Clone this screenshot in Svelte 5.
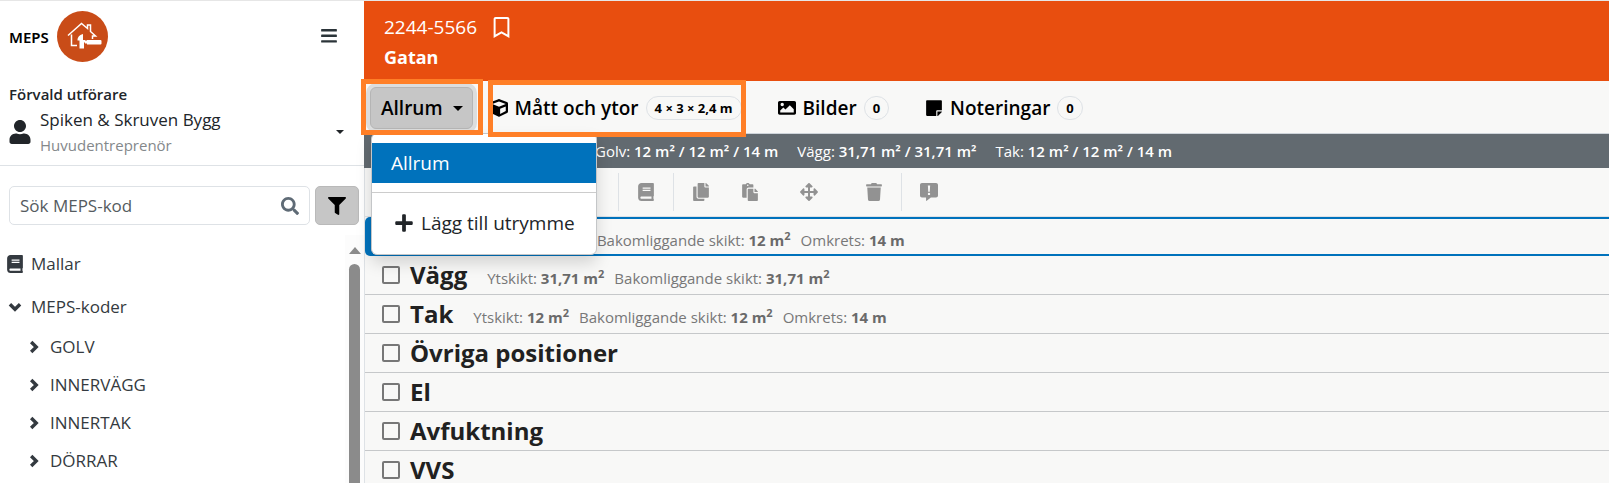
<script lang="ts">
  type Part = { label: string; value: string; squared?: boolean };
  type Section = { name: string; parts: Part[]; selected?: boolean };

  // solid icons, [viewBox, path]
  const icons: Record<string, [string, string]> = {
    bars: ['0 0 448 512', 'M16 98h416c9 0 16-7 16-16V46c0-9-7-16-16-16H16C7 30 0 37 0 46v36c0 9 7 16 16 16zm0 158h416c9 0 16-7 16-16v-36c0-9-7-16-16-16H16c-9 0-16 7-16 16v36c0 9 7 16 16 16zm0 158h416c9 0 16-7 16-16v-36c0-9-7-16-16-16H16c-9 0-16 7-16 16v36c0 9 7 16 16 16z'],
    user: ['0 0 448 512', 'M224 256c70.7 0 128-57.3 128-128S294.7 0 224 0 96 57.3 96 128s57.3 128 128 128zm89.6 32h-16.7c-22.2 10.2-46.9 16-72.9 16s-50.6-5.8-72.9-16h-16.7C60.2 288 0 348.2 0 422.4V464c0 26.5 21.5 48 48 48h352c26.5 0 48-21.5 48-48v-41.6c0-74.2-60.2-134.4-134.4-134.4z'],
    search: ['0 0 512 512', 'M505 442.7L405.3 343c-4.5-4.5-10.6-7-17-7H372c27.6-35.3 44-79.7 44-128C416 93.1 322.9 0 208 0S0 93.1 0 208s93.1 208 208 208c48.3 0 92.7-16.4 128-44v16.3c0 6.4 2.5 12.5 7 17l99.7 99.7c9.4 9.4 24.6 9.4 33.9 0l28.3-28.3c9.4-9.4 9.4-24.6.1-34zM208 336c-70.7 0-128-57.2-128-128 0-70.7 57.2-128 128-128 70.7 0 128 57.2 128 128 0 70.7-57.2 128-128 128z'],
    filter: ['0 0 512 512', 'M487.976 0H24.028C2.71 0-8.047 25.866 7.058 40.971L192 225.941V432c0 7.831 3.821 15.17 10.237 19.662l80 55.98C298.02 518.69 320 507.493 320 487.98V225.941l184.947-184.97C520.021 25.896 509.338 0 487.976 0z'],
    book: ['0 0 448 512', 'M448 360V24c0-13.3-10.7-24-24-24H96C43 0 0 43 0 96v320c0 53 43 96 96 96h328c13.3 0 24-10.7 24-24v-16c0-7.5-3.5-14.3-8.9-18.7-4.2-15.4-4.2-59.3 0-74.7 5.4-4.3 8.9-11.1 8.9-18.6zM128 134c0-3.3 2.7-6 6-6h212c3.3 0 6 2.7 6 6v20c0 3.3-2.7 6-6 6H134c-3.3 0-6-2.7-6-6v-20zm0 64c0-3.3 2.7-6 6-6h212c3.3 0 6 2.7 6 6v20c0 3.3-2.7 6-6 6H134c-3.3 0-6-2.7-6-6v-20zm253.4 250H96c-17.7 0-32-14.3-32-32 0-17.6 14.4-32 32-32h285.4c-1.9 17.1-1.9 46.9 0 64z'],
    bookmark: ['0 0 384 512', 'M336 0H48C21.49 0 0 21.49 0 48v464l192-112 192 112V48c0-26.51-21.49-48-48-48zm0 428.43l-144-84-144 84V54a6 6 0 0 1 6-6h276c3.314 0 6 2.683 6 5.996V428.43z'],
    cube: ['0 0 512 512', 'M239.1 6.3l-208 78c-18.7 7-31.1 25-31.1 45v225.1c0 18.2 10.3 34.8 26.5 42.9l208 104c13.5 6.8 29.4 6.8 42.9 0l208-104c16.3-8.1 26.5-24.8 26.5-42.9V129.3c0-20-12.4-37.9-31.1-44.9l-208-78C262 2.2 250 2.2 239.1 6.3zM256 68.4l192 72v1.1l-192 78-192-78v-1.1l192-72zm32 356V275.5l160-65v133.9l-160 80z'],
    plus: ['0 0 448 512', 'M416 208H272V64c0-17.67-14.33-32-32-32h-32c-17.67 0-32 14.33-32 32v144H32c-17.67 0-32 14.33-32 32v32c0 17.67 14.33 32 32 32h144v144c0 17.67 14.33 32 32 32h32c17.67 0 32-14.33 32-32V304h144c17.67 0 32-14.33 32-32v-32c0-17.67-14.33-32-32-32z'],
    image: ['0 0 512 512', 'M464 56H48C21 56 0 77 0 104v296c0 27 21 48 48 48h416c27 0 48-21 48-48V104c0-27-21-48-48-48zM120 110a48 48 0 1 1 0 96 48 48 0 0 1 0-96zM64 330l88-88 60 60 124-124 112 112v94H64z'],
    note: ['0 0 448 512', 'M312 320h136V56c0-13.3-10.7-24-24-24H24C10.7 32 0 42.7 0 56v400c0 13.3 10.7 24 24 24h264V344c0-13.2 10.8-24 24-24zm129 55l-98 98c-4.5 4.5-10.6 7-17 7h-6V352h128v6.1c0 6.3-2.5 12.4-7 16.9z'],
    copy: ['0 0 448 512', 'M320 448v40c0 13.255-10.745 24-24 24H24c-13.255 0-24-10.745-24-24V120c0-13.255 10.745-24 24-24h72v296c0 30.879 25.121 56 56 56h168zm0-344V0H152c-13.255 0-24 10.745-24 24v368c0 13.255 10.745 24 24 24h272c13.255 0 24-10.745 24-24V128H344c-13.2 0-24-10.8-24-24zm120.971-31.029L375.029 7.029A24 24 0 0 0 358.059 0H352v96h96v-6.059a24 24 0 0 0-7.029-16.97z'],
    paste: ['0 0 448 512', 'M128 184c0-30.879 25.122-56 56-56h136V56c0-13.255-10.745-24-24-24h-80.61C204.306 12.89 183.637 0 160 0s-44.306 12.89-55.39 32H24C10.745 32 0 42.745 0 56v336c0 13.255 10.745 24 24 24h104V184zm32-144c13.255 0 24 10.745 24 24s-10.745 24-24 24-24-10.745-24-24 10.745-24 24-24zm184 248h104v200c0 13.255-10.745 24-24 24H184c-13.255 0-24-10.745-24-24V184c0-13.255 10.745-24 24-24h136v104c0 13.2 10.8 24 24 24zm104-38.059V256h-96v-96h6.059a24 24 0 0 1 16.97 7.029l65.941 65.941a24.002 24.002 0 0 1 7.03 16.971z'],
    move: ['0 0 512 512', 'M352.201 425.775l-79.196 79.196c-9.373 9.373-24.568 9.373-33.941 0l-79.196-79.196c-15.119-15.119-4.411-40.971 16.971-40.97H228V284H127.196v51.162c0 21.382-25.851 32.09-40.971 16.971L7.029 272.937c-9.373-9.373-9.373-24.569 0-33.941L86.225 159.8c15.119-15.119 40.971-4.411 40.971 16.971V228H228V127.196h-51.23c-21.382 0-32.09-25.851-16.971-40.971l79.196-79.196c9.373-9.373 24.568-9.373 33.941 0l79.196 79.196c15.119 15.119 4.411 40.971-16.971 40.971H284V228h100.804v-51.162c0-21.382 25.851-32.09 40.97-16.971l79.196 79.196c9.373 9.373 9.373 24.569 0 33.941L425.773 352.2c-15.119 15.119-40.971 4.411-40.97-16.971V284H284v100.804h51.23c21.382 0 32.09 25.851 16.971 40.971z'],
    trash: ['0 0 448 512', 'M432 32H312l-9.4-18.7A24 24 0 0 0 281.1 0H166.8a23.72 23.72 0 0 0-21.4 13.3L136 32H16A16 16 0 0 0 0 48v32a16 16 0 0 0 16 16h416a16 16 0 0 0 16-16V48a16 16 0 0 0-16-16zM53.2 467a48 48 0 0 0 47.9 45h245.8a48 48 0 0 0 47.9-45L416 128H32z'],
    alert: ['0 0 512 512', 'M56 0h400c31 0 56 25 56 56v300c0 31-25 56-56 56H310L190 508c-8 6-18 2-18-8v-88H56c-31 0-56-25-56-56V56C0 25 25 0 56 0zM224 72l10 176h44l10-176zM256 276a34 34 0 1 0 0 68 34 34 0 0 0 0-68z'],
  };

  const codes = ['GOLV', 'INNERVÄGG', 'INNERTAK', 'DÖRRAR'];

  const totals: Part[] = [
    { label: 'Golv:', value: '12 m² / 12 m² / 14 m' },
    { label: 'Vägg:', value: '31,71 m² / 31,71 m²' },
    { label: 'Tak:', value: '12 m² / 12 m² / 14 m' },
  ];

  const floorParts: Part[] = [
    { label: 'Ytskikt:', value: '12 m', squared: true },
    { label: 'Bakomliggande skikt:', value: '12 m', squared: true },
    { label: 'Omkrets:', value: '14 m' },
  ];

  const sections: Section[] = [
    { name: 'Golv', parts: floorParts, selected: true },
    {
      name: 'Vägg',
      parts: [
        { label: 'Ytskikt:', value: '31,71 m', squared: true },
        { label: 'Bakomliggande skikt:', value: '31,71 m', squared: true },
      ],
    },
    { name: 'Tak', parts: floorParts },
    { name: 'Övriga positioner', parts: [] },
    { name: 'El', parts: [] },
    { name: 'Avfuktning', parts: [] },
    { name: 'VVS', parts: [] },
  ];

  let menuOpen = $state(true);
  let search = $state('');
</script>

{#snippet icon(name: string, size: string)}
  <svg class="icon {size}" viewBox={icons[name][0]} aria-hidden="true">
    <path d={icons[name][1]} fill="currentColor" fill-rule="evenodd" />
  </svg>
{/snippet}

<div class="app">
  <aside class="sidebar">
    <div class="brand">
      <span class="brand-name">MEPS</span>
      <svg class="logo" viewBox="0 0 51 51" aria-hidden="true">
        <circle cx="25.5" cy="25.5" r="25.5" fill="#c94c18" />
        <path
          d="M20 34.500h-5.500V23.500M11 24.500L24.500 12.500l6 5V14h3v6.500l5 4.500h-3v3"
          fill="none" stroke="#fff" stroke-width="1.5"
        />
        <path d="M22.500 37.500v-8h-2c0-3 1.500-5.500 5.500-6.500v6h2v2.500h-1v6z" fill="#fff" />
        <path d="M28 29.500h2V29h13.500q1 0 1 1v2.500q0 1-1 1H30v-1h-2z" fill="#fff" />
      </svg>
      <button class="plain menu-button" aria-label="Meny">{@render icon('bars', 'md')}</button>
    </div>

    <div class="contractor">
      <div class="contractor-title">Förvald utförare</div>
      <button class="plain contractor-pick">
        {@render icon('user', 'lg')}
        <span class="contractor-text">
          <span class="contractor-name">Spiken &amp; Skruven Bygg</span>
          <span class="contractor-role">Huvudentreprenör</span>
        </span>
        <span class="caret small"></span>
      </button>
    </div>

    <div class="search-row">
      <label class="search">
        <input type="text" placeholder="Sök MEPS-kod" aria-label="Sök MEPS-kod" bind:value={search} />
        {@render icon('search', 'md')}
      </label>
      <button class="filter" aria-label="Filter">{@render icon('filter', 'md')}</button>
    </div>

    <div class="tree-wrap">
      <nav class="tree">
        <button class="plain node">{@render icon('book', 'md')}Mallar</button>
        <button class="plain node">
          <svg class="chevron" viewBox="0 0 16 16" aria-hidden="true"><path d="M3.500 5.500l4.500 4.500 4.500-4.500" /></svg>
          MEPS-koder
        </button>
        <div class="branch">
          {#each codes as code}
            <button class="plain leaf">
              <svg class="chevron" viewBox="0 0 16 16" aria-hidden="true"><path d="M5.500 3.500l4.500 4.500-4.500 4.500" /></svg>
              {code}
            </button>
          {/each}
        </div>
      </nav>
      <div class="scrollbar" aria-hidden="true">
        <span class="scroll-up"></span>
        <span class="scroll-thumb"></span>
      </div>
    </div>
  </aside>

  <main class="main">
    <header class="header">
      <div class="case">
        2244-5566
        <button class="plain" aria-label="Bokmärke">{@render icon('bookmark', 'bm')}</button>
      </div>
      <div class="street">Gatan</div>
    </header>

    <div class="tabs">
      <div class="room">
        <button class="room-button" aria-expanded={menuOpen} onclick={() => (menuOpen = !menuOpen)}>
          Allrum <span class="caret"></span>
        </button>
        {#if menuOpen}
          <div class="menu">
            <button class="plain menu-item active">Allrum</button>
            <hr />
            <button class="plain menu-item add">{@render icon('plus', 'plus')}Lägg till utrymme</button>
          </div>
        {/if}
        <span class="mark"></span>
      </div>
      <button class="plain tab measures">
        {@render icon('cube', 'md')}Mått och ytor<span class="badge">4 × 3 × 2,4 m</span>
        <span class="mark"></span>
      </button>
      <button class="plain tab">{@render icon('image', 'md')}Bilder<span class="badge">0</span></button>
      <button class="plain tab">{@render icon('note', 'md')}Noteringar<span class="badge">0</span></button>
    </div>

    <div class="totals">
      {#each totals as total}
        <span>{total.label} <b>{total.value}</b></span>
      {/each}
    </div>

    <div class="toolbar">
      <div class="group"><button class="plain" aria-label="Mallar">{@render icon('book', 'md')}</button></div>
      <div class="group edit">
        <button class="plain" aria-label="Kopiera">{@render icon('copy', 'md')}</button>
        <button class="plain" aria-label="Klistra in">{@render icon('paste', 'md')}</button>
        <button class="plain move" aria-label="Flytta">{@render icon('move', 'md')}</button>
        <button class="plain" aria-label="Ta bort">{@render icon('trash', 'md')}</button>
      </div>
      <div class="group"><button class="plain" aria-label="Kommentar">{@render icon('alert', 'md')}</button></div>
    </div>

    <div class="sections">
      {#each sections as section}
        <div class="section" class:selected={section.selected}>
          <label class="section-name">
            <input type="checkbox" />
            {section.name}
          </label>
          {#each section.parts as part}
            <span class="part">{part.label} <b>{part.value}{#if part.squared}<sup>2</sup>{/if}</b></span>
          {/each}
        </div>
      {/each}
    </div>
  </main>
</div>

<style>
  :global(body) {
    margin: 0;
  }

  .app,
  .app * {
    box-sizing: border-box;
  }

  .app {
    display: grid;
    grid-template-columns: 364px 1fr;
    height: 100vh;
    overflow: hidden;
    border-top: 1px solid #e6e6e6;
    background: #fff;
    color: #212529;
    font-family: 'Open Sans', 'Noto Sans', sans-serif;
    font-size: 17px;
    line-height: 24px;
  }

  button,
  input {
    font: inherit;
    color: inherit;
  }

  .plain {
    border: 0;
    padding: 0;
    background: none;
    display: flex;
    align-items: center;
    text-align: left;
    white-space: nowrap;
    cursor: pointer;
  }

  .icon {
    flex: none;
    display: block;
  }

  .md {
    width: 18px;
    height: 18px;
  }

  .lg {
    width: 22px;
    height: 24px;
  }

  .bm {
    width: 17px;
    height: 21px;
  }

  .plus {
    width: 18px;
    height: 20px;
  }

  .caret {
    flex: none;
    border: 5px solid transparent;
    border-top-color: currentColor;
    border-bottom: 0;
  }

  .caret.small {
    border-width: 4px 4px 0;
  }

  /* sidebar */
  .sidebar {
    display: flex;
    flex-direction: column;
    min-height: 0;
  }

  .brand {
    display: flex;
    align-items: center;
    gap: 8px;
    padding: 10px 26px 0 9px;
  }

  .brand-name {
    color: #000;
    font-family: 'Noto Sans', sans-serif;
    font-size: 15px;
    font-weight: 600;
  }

  .logo {
    width: 51px;
    height: 51px;
  }

  .menu-button {
    margin-left: auto;
    color: #2b3439;
  }

  .contractor {
    padding: 20px 20px 8px 9px;
    border-bottom: 1px solid #dee2e6;
  }

  .contractor-title {
    font-size: 15px;
    font-weight: 600;
  }

  .contractor-pick {
    width: 100%;
    gap: 9px;
  }

  .contractor-text {
    flex: 1;
    display: flex;
    flex-direction: column;
  }

  .contractor-name {
    line-height: 28px;
  }

  .contractor-role {
    color: #84888b;
    font-size: 15px;
    line-height: 23px;
  }

  .search-row {
    display: flex;
    gap: 5px;
    padding: 20px 5px 0 9px;
  }

  .search {
    flex: 1;
    display: flex;
    align-items: center;
    height: 39px;
    padding: 0 10px;
    border: 1px solid #dee2e6;
    border-radius: 5px;
    color: #5f6b76;
  }

  .search input {
    flex: 1;
    min-width: 0;
    border: 0;
    padding: 0;
    outline: 0;
    background: none;
  }

  .search input::placeholder {
    color: #555b60;
    opacity: 1;
  }

  .filter {
    width: 44px;
    height: 39px;
    display: grid;
    place-items: center;
    padding: 0;
    border: 1px solid #b9b9b9;
    border-radius: 5px;
    background: #c6c6c6;
    color: #000;
  }

  .tree-wrap {
    flex: 1;
    display: flex;
    min-height: 0;
    margin-top: 10px;
    overflow: hidden;
  }

  .tree {
    flex: 1;
    padding: 7px 0 0 6px;
    color: #343a40;
  }

  .node {
    height: 43px;
    gap: 7px;
  }

  .branch {
    padding-left: 19px;
  }

  .leaf {
    height: 38px;
    gap: 7px;
  }

  .chevron {
    width: 18px;
    height: 18px;
    fill: none;
    stroke: currentColor;
    stroke-width: 3;
  }

  .scrollbar {
    width: 19px;
    display: flex;
    flex-direction: column;
    align-items: center;
    gap: 10px;
    padding-top: 12px;
    background: #fcfcfc;
  }

  .scroll-up {
    border: 6px solid transparent;
    border-bottom: 7px solid #8b8b8b;
    border-top: 0;
  }

  .scroll-thumb {
    flex: 1;
    width: 11px;
    border-radius: 6px 6px 0 0;
    background: #8b8b8b;
  }

  /* main */
  .main {
    display: flex;
    flex-direction: column;
    min-width: 0;
    border-left: 1px solid #dee2e6;
    background: #f8f8f7;
  }

  .header {
    height: 80px;
    margin-left: -1px;
    padding: 10px 20px 0;
    background: #e84e0f;
    color: #fff;
    font-size: 19px;
    line-height: 32px;
  }

  .case {
    display: flex;
    align-items: center;
    gap: 16px;
  }

  .street {
    font-size: 18px;
    font-weight: 700;
    line-height: 28px;
  }

  .tabs {
    display: flex;
    align-items: center;
    height: 53px;
    padding: 2px 0 0 5px;
    border-bottom: 1px solid #ced4da;
    color: #000;
    font-size: 19px;
    font-weight: 600;
  }

  .room {
    position: relative;
    margin-right: 17px;
  }

  .room-button {
    display: flex;
    align-items: center;
    gap: 10px;
    height: 42px;
    padding: 0 9px 0 10px;
    border: 1px solid #b5b5b5;
    border-radius: 6px;
    background: #c6c6c6;
    box-shadow: 0 0 0 4px #dcdddd;
  }

  .mark {
    position: absolute;
    inset: -8px -10px -6px -9px;
    border: 5px solid #ff7f27;
    z-index: 3;
    pointer-events: none;
  }

  .tab {
    position: relative;
    height: 42px;
    gap: 7px;
    margin-right: 36px;
  }

  .measures .mark {
    inset: -7px -4px -8px -2px;
  }

  .badge {
    padding: 0 8px;
    border: 1px solid #dee2e6;
    border-radius: 12px;
    font-size: 13px;
    font-weight: 700;
    line-height: 22px;
  }

  .menu {
    position: absolute;
    top: 46px;
    left: 1px;
    z-index: 2;
    width: 226px;
    padding: 9px 0 1px;
    border: 1px solid #c4c6c8;
    border-radius: 6px;
    background: #fff;
    box-shadow: 0 8px 16px rgba(0, 0, 0, 0.15);
    color: #212529;
    font-size: 19px;
    font-weight: 400;
  }

  .menu-item {
    width: 100%;
    height: 40px;
    padding: 0 19px;
  }

  .menu-item.active {
    background: #0072bc;
    color: #fff;
  }

  .menu-item.add {
    height: 60px;
    padding: 0 23px;
    gap: 8px;
  }

  .menu hr {
    margin: 9px 0 0;
    border: 0;
    border-top: 1px solid #ccc;
  }

  .totals {
    display: flex;
    gap: 19px;
    height: 34px;
    margin-left: -1px;
    padding-left: 231px;
    background: #626a70;
    color: #fff;
    font-size: 15px;
    line-height: 34px;
    white-space: nowrap;
  }

  .totals b {
    font-weight: 600;
  }

  .toolbar {
    display: flex;
    height: 49px;
    padding: 5px 0 5px 253px;
    border-bottom: 1px solid #dee2e6;
    color: #929292;
  }

  .group {
    display: flex;
    align-items: center;
    padding: 0 18px;
    border-left: 1px solid #dee2e6;
  }

  .edit {
    gap: 31px;
  }

  .edit .move {
    margin: 0 16px 0 10px;
  }

  .section {
    display: flex;
    align-items: baseline;
    height: 39px;
    padding-left: 17px;
    border-bottom: 1px solid #c6c8ca;
    font-size: 15px;
    line-height: 38px;
    white-space: nowrap;
  }

  .section.selected {
    border: 2px solid #0072bc;
    border-width: 2px 0 2px 8px;
    border-radius: 5px 0 0 5px;
    line-height: 36px;
  }

  .section-name {
    display: flex;
    align-items: baseline;
    gap: 10px;
    margin-right: 20px;
    color: #212121;
    font-size: 24px;
    font-weight: 700;
  }

  .section-name input {
    appearance: none;
    width: 18px;
    height: 18px;
    margin: 0 0 4px;
    border: 2px solid #777;
    border-radius: 2px;
  }

  .part {
    margin-right: 10px;
    color: #777;
  }

  .part b {
    color: #6a6a6a;
    font-weight: 700;
  }

  .part sup {
    font-size: 11px;
    line-height: 0;
  }
</style>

### [TASK PROMPT]
Repeat the lines above, starting at the first and stopping after the line that holds "string; parts: Part[];", with the pictures left out.

### [CORRECT RESULT]
Clone this screenshot in Svelte 5.
<script lang="ts">
  type Part = { label: string; value: string; squared?: boolean };
  type Section = { name: string; parts: Part[]; selected?: boolean };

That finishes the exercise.